Stored data
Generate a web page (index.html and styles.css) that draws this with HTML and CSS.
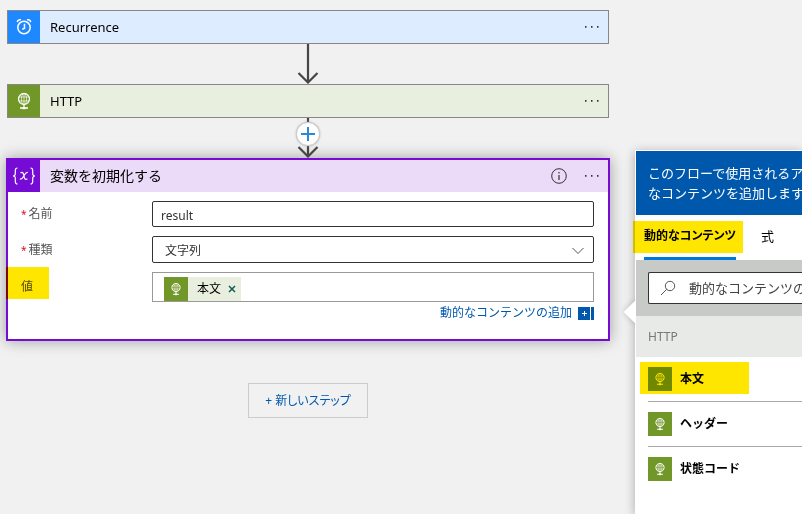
FILE: index.html
```html
<!DOCTYPE html>
<html lang="ja">
<head>
<meta charset="utf-8">
<title>フロー デザイナー</title>
<link rel="stylesheet" href="styles.css">
</head>
<body>
<svg class="defs" aria-hidden="true">
  <symbol id="globe" viewBox="0 0 16 18">
    <g fill="none" stroke="currentColor">
      <circle cx="8" cy="7" r="5.500" stroke-width="1.300"/>
      <ellipse cx="8" cy="7" rx="2.600" ry="5.500" stroke-width=".7"/>
      <path d="M2.800 5h10.400M2.800 9h10.400M8 1.400v11" stroke-width=".7"/>
      <path d="M8 12.500v3M4 16h8" stroke-width="1.300"/>
    </g>
    <path d="M6.500 15h3v2.200h-3z" fill="currentColor"/>
  </symbol>
  <symbol id="arrow" viewBox="0 0 22 40">
    <path d="M11 0v38M1.500 29l9.500 9.500 9.500-9.500" fill="none" stroke="currentColor" stroke-width="2.200"/>
  </symbol>
  <symbol id="dots" viewBox="0 0 16 4">
    <path d="M1 1h1.500v1.700H1zM7 1h1.500v1.700H7zM13 1h1.500v1.700H13z" fill="currentColor"/>
  </symbol>
</svg>
<main class="flow">
  <section class="step step-recurrence">
    <span class="step-icon">
      <svg width="16" height="18" viewBox="0 0 16 18" fill="none" stroke="currentColor" stroke-width="1.500"><circle cx="8" cy="9.500" r="6.200"/><path d="M8.500 5.800v4.400L6.300 11.400M1.300 4.200C1.500 2.400 3 1.200 5 1.800M14.700 4.200C14.500 2.400 13 1.200 11 1.800"/></svg>
    </span>
    <h2 class="step-title">Recurrence</h2>
    <button class="icon-button" aria-label="メニュー"><svg width="16" height="4"><use href="#dots"/></svg></button>
  </section>
  <div class="connector"><svg width="22" height="40"><use href="#arrow"/></svg></div>
  <section class="step step-http">
    <span class="step-icon"><svg width="16" height="18"><use href="#globe"/></svg></span>
    <h2 class="step-title">HTTP</h2>
    <button class="icon-button" aria-label="メニュー"><svg width="16" height="4"><use href="#dots"/></svg></button>
  </section>
  <div class="connector">
    <svg width="22" height="40"><use href="#arrow"/></svg>
    <button class="insert" aria-label="ステップの挿入"><svg width="14" height="14" viewBox="0 0 14 14"><path d="M7 0v14M0 7h14" stroke="currentColor" stroke-width="2"/></svg></button>
  </div>
  <section class="card">
    <header class="card-header">
      <span class="step-icon">
        <svg width="24" height="18" viewBox="0 0 24 18" fill="none" stroke="currentColor" stroke-width="1.200"><path d="M5.500 1C3.500 1 3.300 2 3.300 3.500v3C3.300 8 2.800 9 1 9c1.800 0 2.300 1 2.300 2.500v3c0 1.500.2 2.500 2.200 2.500M18.500 1c2 0 2.200 1 2.200 2.500v3C20.700 8 21.200 9 23 9c-1.800 0-2.300 1-2.300 2.500v3c0 1.500-.2 2.500-2.200 2.500M8.500 6c2-1.500 3 0 3.400 2.500.4 3 1.200 5 3.500 3.200M15.800 5.500c-2-.5-3.200 2-4 3.500-.8 1.600-2 3.500-4 3"/></svg>
      </span>
      <h2 class="step-title">変数を初期化する</h2>
      <button class="icon-button" aria-label="情報"><svg width="16" height="16" viewBox="0 0 16 16"><circle cx="8" cy="8" r="7.300" fill="none" stroke="currentColor"/><path d="M8 7v5M8 4v1.500" stroke="currentColor" stroke-width="1.200"/></svg></button>
      <button class="icon-button" aria-label="メニュー"><svg width="16" height="4"><use href="#dots"/></svg></button>
    </header>
    <form class="fields">
      <label for="name"><span class="required">*</span>名前</label>
      <input id="name" class="text-box" type="text" value="result">
      <label for="type"><span class="required">*</span>種類</label>
      <div class="select-wrap">
        <select id="type" class="text-box"><option>文字列</option></select>
        <svg class="chevron" width="12" height="8" viewBox="0 0 12 8"><path d="M.5 1L6 6.500 11.500 1" fill="none" stroke="currentColor"/></svg>
      </div>
      <span class="value-label">値</span>
      <div class="token-box">
        <span class="token">
          <span class="token-icon"><svg width="12" height="14"><use href="#globe"/></svg></span>
          <span>本文</span>
          <button type="button" class="remove" aria-label="削除"><svg width="8" height="8" viewBox="0 0 8 8"><path d="M1 1l6 6M7 1L1 7" stroke="currentColor" stroke-width="1.500"/></svg></button>
        </span>
      </div>
      <a class="add-content" href="#panel">動的なコンテンツの追加
        <svg width="16" height="13" viewBox="0 0 16 13"><path d="M0 0h12v13H0zM13 0h3v13h-3z" fill="currentColor"/><path d="M6.500 4v5M4 6.500h5" stroke="#fff"/></svg>
      </a>
    </form>
  </section>
  <button class="new-step">+ 新しいステップ</button>
</main>
<aside class="panel" id="panel">
  <span class="pointer"></span>
  <div class="panel-body">
    <p class="panel-title">このフローで使用されるア<br>なコンテンツを追加します</p>
    <nav class="tabs">
      <button class="tab tab-active">動的なコンテンツ</button>
      <button class="tab">式</button>
    </nav>
    <div class="search-area">
      <label class="search">
        <svg width="16" height="16" viewBox="0 0 16 16" fill="none" stroke="currentColor"><circle cx="10" cy="6" r="4.700"/><path d="M6.700 9.300L1 15"/></svg>
        <input type="text" aria-label="検索" placeholder="動的なコンテンツの">
      </label>
    </div>
    <h3 class="group">HTTP</h3>
    <ul class="items">
      <li><button class="item item-marked"><span class="token-icon"><svg width="12" height="14"><use href="#globe"/></svg></span>本文</button></li>
      <li><button class="item"><span class="token-icon"><svg width="12" height="14"><use href="#globe"/></svg></span>ヘッダー</button></li>
      <li><button class="item"><span class="token-icon"><svg width="12" height="14"><use href="#globe"/></svg></span>状態コード</button></li>
    </ul>
  </div>
</aside>
</body>
</html>
```
FILE: styles.css
```css
* { box-sizing: border-box; }

body {
  margin: 0;
  min-height: 100vh;
  display: flex;
  overflow: hidden;
  background: #f1f1f1;
  color: #000;
  font: 12px/16px "Noto Sans", "Noto Sans CJK JP", sans-serif;
}

button, input, select { font: inherit; color: inherit; }
button { border: 0; padding: 0; background: none; }
svg { display: block; flex: none; }
.defs { position: absolute; width: 0; height: 0; }

.flow {
  flex: 1;
  min-width: 0;
  padding: 10px 26px 0 7px;
  display: flex;
  flex-direction: column;
}

.step {
  display: flex;
  align-items: center;
  height: 34px;
  padding-right: 8px;
  border: 1px solid #8b8589;
}
.step-recurrence { background: #deecff; }
.step-http { background: #e8efdf; }
.step-icon {
  display: grid;
  place-items: center;
  align-self: stretch;
  width: 32px;
  color: #fff;
}
.step-recurrence .step-icon { background: #1e88ff; }
.step-http .step-icon { background: #709727; }
.step-title {
  flex: 1;
  margin: 0 0 0 10px;
  font-size: 13px;
  font-weight: 400;
}
.icon-button { color: #333; display: grid; }

.connector {
  position: relative;
  z-index: 1;
  display: grid;
  place-items: center;
  height: 40px;
  color: #484644;
}
.insert {
  position: absolute;
  top: 4px;
  display: grid;
  place-items: center;
  width: 24px;
  height: 24px;
  border: 1px solid #ccc;
  border-radius: 50%;
  background: #fff;
  color: #2b88d8;
  box-shadow: 0 0 2px #aaa;
}

.card {
  margin: 0 -1px;
  border: 2px solid #770bd6;
  background: #fff;
  box-shadow: 0 0 14px rgba(0, 0, 0, .35);
}
.card-header {
  display: flex;
  align-items: center;
  height: 32px;
  padding-right: 8px;
  background: #ebdaf8;
}
.card-header .step-icon { background: #770bd6; }
.card-header .step-title { font-size: 14px; }
.card-header .icon-button + .icon-button { margin-left: 17px; }

.fields {
  display: grid;
  grid-template-columns: 131px 1fr;
  grid-template-rows: 26px 27px 30px;
  row-gap: 9px;
  align-items: center;
  padding: 9px 14px 18px 13px;
  color: #555;
}
.required { color: #e00b1c; margin-right: 2px; font-size: 10px; }
.text-box {
  width: 100%;
  height: 100%;
  border: 1px solid #333;
  border-radius: 2px;
  padding: 2px 8px 0;
  background: #fff;
  color: #333;
}
input.text-box { height: 26px; }
.select-wrap { position: relative; height: 27px; }
select.text-box { appearance: none; padding: 2px 12px 0; }
.chevron { position: absolute; right: 10px; top: 11px; pointer-events: none; }
.value-label { position: relative; }
.value-label::after {
  content: "";
  position: absolute;
  left: -15px;
  top: -12px;
  width: 43px;
  height: 32px;
  background: #ffe600;
  mix-blend-mode: multiply;
}
.token-box {
  height: 30px;
  border: 1px solid #999;
  padding: 4px 11px 0;
}
.token {
  display: inline-flex;
  align-items: center;
  height: 24px;
  padding-right: 5px;
  background: #e8efdf;
  color: #000;
}
.token-icon {
  display: grid;
  place-items: center;
  width: 24px;
  height: 24px;
  background: #709727;
  color: #fff;
}
.token .token-icon { margin-right: 9px; }
.remove { margin-left: 7px; color: #14595a; }
.add-content {
  grid-column: 2;
  justify-self: end;
  display: flex;
  align-items: center;
  gap: 6px;
  margin-top: -6px;
  color: #0058ad;
  text-decoration: none;
}

.new-step {
  align-self: center;
  width: 120px;
  height: 35px;
  margin-top: 42px;
  border: 1px solid #ccc;
  color: #0058ad;
  font-size: 12px;
  font-feature-settings: "palt";
}

.panel {
  position: relative;
  width: 167px;
  margin-top: 150px;
  border: 1px solid #fff;
  border-right: 0;
  background: #fff;
  box-shadow: 0 2px 10px rgba(0, 0, 0, .3);
  white-space: nowrap;
}
.pointer {
  position: absolute;
  left: -9px;
  top: 153px;
  width: 16px;
  height: 16px;
  background: #fff;
  box-shadow: 0 0 6px rgba(0, 0, 0, .2);
  transform: rotate(45deg);
}
.panel-body { position: relative; }
.panel-title {
  margin: 0;
  padding: 12px 0 12px 12px;
  background: #0058ad;
  color: #fff;
  font-size: 13px;
  line-height: 20px;
}
.tabs {
  display: flex;
  gap: 25px;
  height: 45px;
  padding-left: 8px;
  background: #fff;
  font-size: 13px;
}
.tab { position: relative; border-bottom: 3px solid transparent; }
.tab-active {
  border-color: #0078d7;
  font-size: 12px;
  font-weight: 700;
  font-feature-settings: "palt";
}
.tab-active::after {
  content: "";
  position: absolute;
  inset: 6px -7px 4px -11px;
  background: #ffe600;
  mix-blend-mode: multiply;
}
.search-area { padding: 12px 0 12px 12px; background: #c8cac7; }
.search {
  display: flex;
  align-items: center;
  gap: 13px;
  height: 32px;
  padding-left: 11px;
  border: 1px solid #333;
  border-right: 0;
  border-radius: 2px 0 0 2px;
  background: #fff;
  color: #555;
}
.search input {
  flex: 1;
  min-width: 0;
  border: 0;
  padding: 0;
  background: none;
  font-size: 13px;
}
.search input::placeholder { color: #444; opacity: 1; }
.group {
  margin: 0;
  padding: 13px 12px 12px;
  background: #e8eae7;
  color: #777;
  font-size: 12px;
  font-weight: 400;
}
.items { margin: 0; padding: 0 0 0 12px; list-style: none; }
.items li + li { border-top: 1px solid #aaa; }
.item {
  position: relative;
  display: flex;
  align-items: center;
  gap: 8px;
  height: 44px;
  font-weight: 700;
}
.item-marked::after {
  content: "";
  position: absolute;
  left: -8px;
  top: 5px;
  width: 109px;
  height: 32px;
  background: #ffe600;
  mix-blend-mode: multiply;
}
```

Given exercise
Examine the data above and state how many of its lines contain the word "index", with no further remarks.

Output below
3